Copy every line of the following data that includes the string "React".
═════ Dataset content ═════
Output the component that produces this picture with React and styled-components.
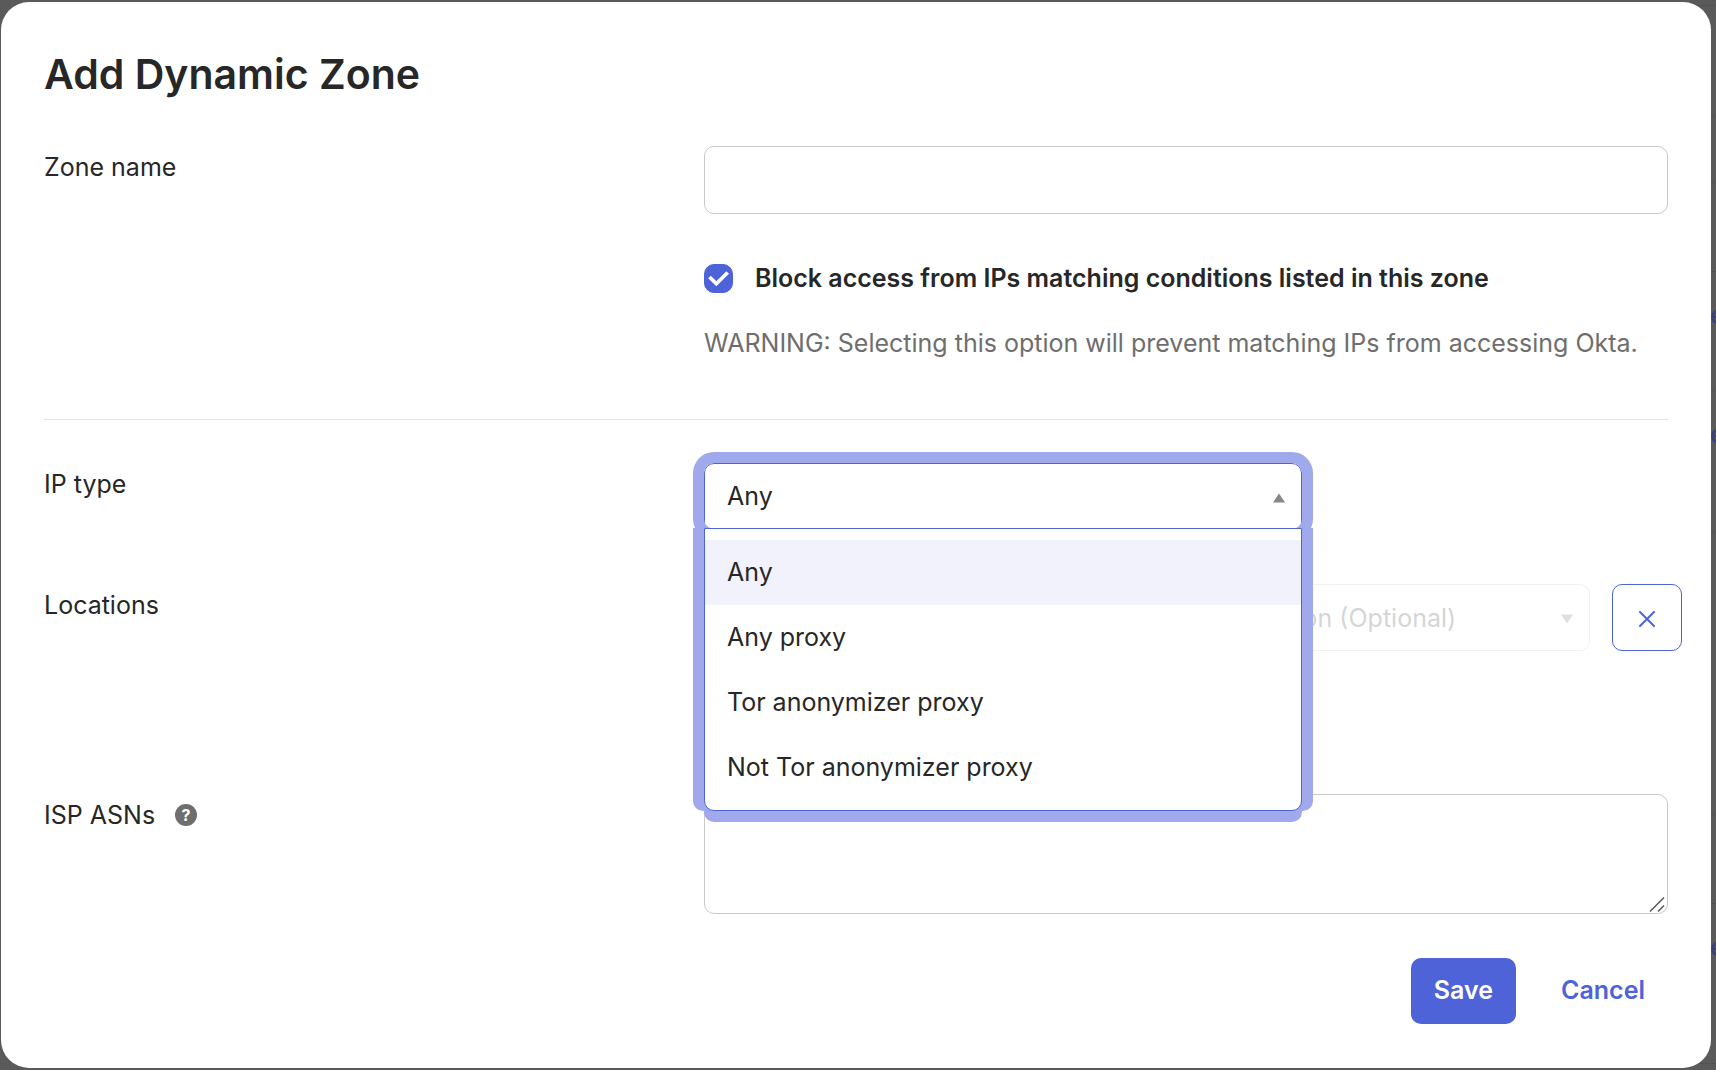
import React, { useState } from "react";
import styled, { createGlobalStyle } from "styled-components";

const c = {
  ink: "#272727",
  muted: "#6e6e6e",
  line: "#c9c9c9",
  rule: "#e0e0e0",
  primary: "#4f63d9",
  ring: "#9fa9ec",
  hover: "#f2f2fd",
};

const GlobalStyle = createGlobalStyle`
  *, *::before, *::after { box-sizing: border-box; }
  body { margin: 0; background: #5a5a5a; color: ${c.ink}; }
  body, button, input, select, textarea {
    font-family: Inter, "Liberation Sans", sans-serif;
    font-size: 25px;
  }
`;

const Screen = styled.div`
  display: grid;
  min-height: 100vh;
`;

const Page = styled.aside`
  grid-area: 1 / 1;
  justify-self: end;
  width: 20px;
  overflow: hidden;
`;

const PageRow = styled.div`
  height: ${(p) => p.$h}px;
  padding-left: 14px;
  border-bottom: 1px solid #525252;
`;

const PageLink = styled.a`
  display: block;
  padding-top: 28px;
  color: #3b4175;
  font-weight: 600;
  line-height: 30px;
  text-decoration: none;
`;

const Dialog = styled.form`
  grid-area: 1 / 1;
  z-index: 1;
  margin: 2px 5px 2px 1px;
  padding: 44px 43px 44px;
  background: #fff;
  border-radius: 28px;
`;

const Title = styled.h1`
  margin: 0 0 44px;
  font-size: 41px;
  font-weight: 600;
  line-height: 56px;
`;

const Row = styled.div`
  display: grid;
  grid-template-columns: 660px minmax(0, 1fr);
  align-items: start;
  margin-bottom: ${(p) => p.$gap}px;
`;

const LabelCell = styled.div`
  display: flex;
  align-items: center;
  gap: 20px;
  line-height: 42px;
`;

const Field = styled.div`
  position: relative;
`;

const TextInput = styled.input`
  display: block;
  width: 100%;
  height: 68px;
  padding: 0 22px;
  border: 1px solid ${c.line};
  border-radius: 10px;
  background: #fff;
`;

const CheckLabel = styled.label`
  display: flex;
  align-items: center;
  gap: 22px;
  margin-top: 46px;
  font-weight: 600;
  line-height: 36px;
`;

const CheckWrap = styled.span`
  display: grid;
  width: 29px;
  height: 29px;
  svg { grid-area: 1 / 1; pointer-events: none; }
`;

const CheckInput = styled.input`
  grid-area: 1 / 1;
  width: 29px;
  height: 29px;
  margin: 0;
  appearance: none;
  border: 1px solid ${c.line};
  border-radius: 10px;
  &:checked { background: ${c.primary}; border-color: ${c.primary}; }
  &:not(:checked) + svg { display: none; }
`;

const Hint = styled.p`
  margin: 29px 0 0;
  color: ${c.muted};
  line-height: 36px;
`;

const Rule = styled.hr`
  height: 1px;
  margin: 0 0 43px;
  border: 0;
  background: ${c.rule};
`;

const SelectWrap = styled.div`
  position: relative;
  display: grid;
  width: ${(p) => p.$width || "auto"};
  opacity: ${(p) => (p.$faded ? 0.25 : 1)};
  svg {
    grid-area: 1 / 1;
    place-self: center end;
    margin: 3px 16px 0 0;
    pointer-events: none;
  }
`;

const Select = styled.select`
  grid-area: 1 / 1;
  width: 100%;
  height: ${(p) => (p.$open ? 66 : 67)}px;
  padding: 0 22px;
  appearance: none;
  border: 1px solid ${(p) => (p.$open ? c.primary : c.line)};
  border-radius: ${(p) => (p.$open ? "10px 10px 0 0" : "10px")};
  background: #fff;
  color: ${(p) => (p.$open ? c.ink : "#5c5c5c")};
  opacity: 1;
`;

const Ring = styled.div`
  position: absolute;
  inset: 0;
  border-radius: 10px;
  box-shadow: 0 0 0 11px ${c.ring};
`;

const Menu = styled.ul`
  position: absolute;
  z-index: 2;
  top: 65px;
  left: 0;
  right: 0;
  margin: 0;
  padding: 11px 0 10px;
  list-style: none;
  background: #fff;
  border: 1px solid ${c.primary};
  border-radius: 0 0 10px 10px;
  box-shadow: 0 11px 0 ${c.ring}, 11px 0 0 ${c.ring}, -11px 0 0 ${c.ring};
`;

const Option = styled.li`
  padding: 0 22px;
  line-height: 65px;
  background: ${(p) => (p.$active ? c.hover : "transparent")};
`;

const Locations = styled.div`
  display: grid;
  grid-template-columns: 1fr 1fr 70px;
  gap: 22px;
  margin-right: -14px;
`;

const RemoveButton = styled.button`
  display: grid;
  place-items: center;
  height: 67px;
  padding: 2px 0 0;
  border: 1px solid ${c.primary};
  border-radius: 10px;
  background: #fff;
  color: ${c.primary};
`;

const HelpButton = styled.button`
  width: 22px;
  height: 22px;
  padding: 0;
  border: 0;
  border-radius: 50%;
  background: ${c.muted};
  color: #fff;
  font-size: 16px;
  font-weight: 700;
  line-height: 22px;
`;

const TextArea = styled.textarea`
  display: block;
  width: 100%;
  height: 120px;
  padding: 16px 22px;
  border: 1px solid ${c.line};
  border-radius: 10px;
  background: #fff;
  resize: none;
`;

const Grip = styled.svg`
  position: absolute;
  right: 2px;
  bottom: 1px;
`;

const Footer = styled.footer`
  display: flex;
  justify-content: flex-end;
  gap: 22px;
`;

const Button = styled.button`
  height: 66px;
  padding: 0 23px 2px;
  border: 0;
  border-radius: 10px;
  background: ${(p) => (p.$primary ? c.primary : "transparent")};
  color: ${(p) => (p.$primary ? "#fff" : c.primary)};
  font-weight: 600;
`;

const TYPES = ["Any", "Any proxy", "Tor anonymizer proxy", "Not Tor anonymizer proxy"];

const PAGE_ROWS = [
  { h: 6 }, { h: 111 }, { h: 66 }, { h: 89 },
  { h: 119, link: true }, { h: 142, link: true },
  { h: 282 }, { h: 89 }, { h: 160, link: true },
];

const Triangle = ({ up }) => (
  <svg width="13" height="10" viewBox="0 0 13 10" aria-hidden="true">
    <path d={up ? "M6 0.500L12.200 9.500H0Z" : "M6 9.500L12.200 0.500H0Z"} fill="#888" />
  </svg>
);

export default function App() {
  const [type, setType] = useState("Any");
  const [block, setBlock] = useState(true);

  return (
    <>
      <GlobalStyle />
      <Screen>
        <Page>
          {PAGE_ROWS.map((row, i) => (
            <PageRow key={i} $h={row.h}>
              {row.link && <PageLink href="#zone">e</PageLink>}
            </PageRow>
          ))}
        </Page>
        <Dialog onSubmit={(e) => e.preventDefault()}>
          <Title>Add Dynamic Zone</Title>

          <Row $gap={58}>
            <LabelCell><label htmlFor="zone-name">Zone name</label></LabelCell>
            <Field>
              <TextInput id="zone-name" type="text" />
              <CheckLabel>
                <CheckWrap>
                  <CheckInput type="checkbox" checked={block} onChange={(e) => setBlock(e.target.checked)} />
                  <svg width="29" height="29" viewBox="0 0 29 29" fill="none" aria-hidden="true">
                    <path d="M5.500 13L12.300 19.700L23.700 8.500" stroke="#fff" strokeWidth="3.700" />
                  </svg>
                </CheckWrap>
                Block access from IPs matching conditions listed in this zone
              </CheckLabel>
              <Hint>WARNING: Selecting this option will prevent matching IPs from accessing Okta.</Hint>
            </Field>
          </Row>

          <Rule />

          <Row $gap={55}>
            <LabelCell><label htmlFor="ip-type">IP type</label></LabelCell>
            <SelectWrap $width="598px">
              <Ring />
              <Select id="ip-type" $open value={type} onChange={(e) => setType(e.target.value)}>
                {TYPES.map((t) => <option key={t}>{t}</option>)}
              </Select>
              <Triangle up />
              <Menu role="listbox" aria-label="IP type">
                {TYPES.map((t) => (
                  <Option key={t} role="option" aria-selected={t === type} $active={t === type} onClick={() => setType(t)}>
                    {t}
                  </Option>
                ))}
              </Menu>
            </SelectWrap>
          </Row>

          <Row $gap={143}>
            <LabelCell id="locations">Locations</LabelCell>
            <Locations role="group" aria-labelledby="locations">
              <SelectWrap>
                <Select aria-label="Country" />
              </SelectWrap>
              <SelectWrap $faded>
                <Select aria-label="State/Region" disabled>
                  <option>State/Region (Optional)</option>
                </Select>
                <Triangle />
              </SelectWrap>
              <RemoveButton type="button" aria-label="Remove location">
                <svg width="16" height="16" viewBox="0 0 16 16" aria-hidden="true">
                  <path d="M1 1L15 15M15 1L1 15" stroke="currentColor" strokeWidth="2" strokeLinecap="round" />
                </svg>
              </RemoveButton>
            </Locations>
          </Row>

          <Row $gap={44}>
            <LabelCell>
              <label htmlFor="asns">ISP ASNs</label>
              <HelpButton type="button" aria-label="About ISP ASNs">?</HelpButton>
            </LabelCell>
            <Field>
              <TextArea id="asns" />
              <Grip width="17" height="17" viewBox="0 0 17 17" aria-hidden="true">
                <path d="M1 15.500L15 1.500M9 15.500L15 9.500" stroke="#555" strokeWidth="1.500" />
              </Grip>
            </Field>
          </Row>

          <Footer>
            <Button type="submit" $primary>Save</Button>
            <Button type="button">Cancel</Button>
          </Footer>
        </Dialog>
      </Screen>
    </>
  );
}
═════
• Complete output:
Output the component that produces this picture with React and styled-components.
import React, { useState } from "react";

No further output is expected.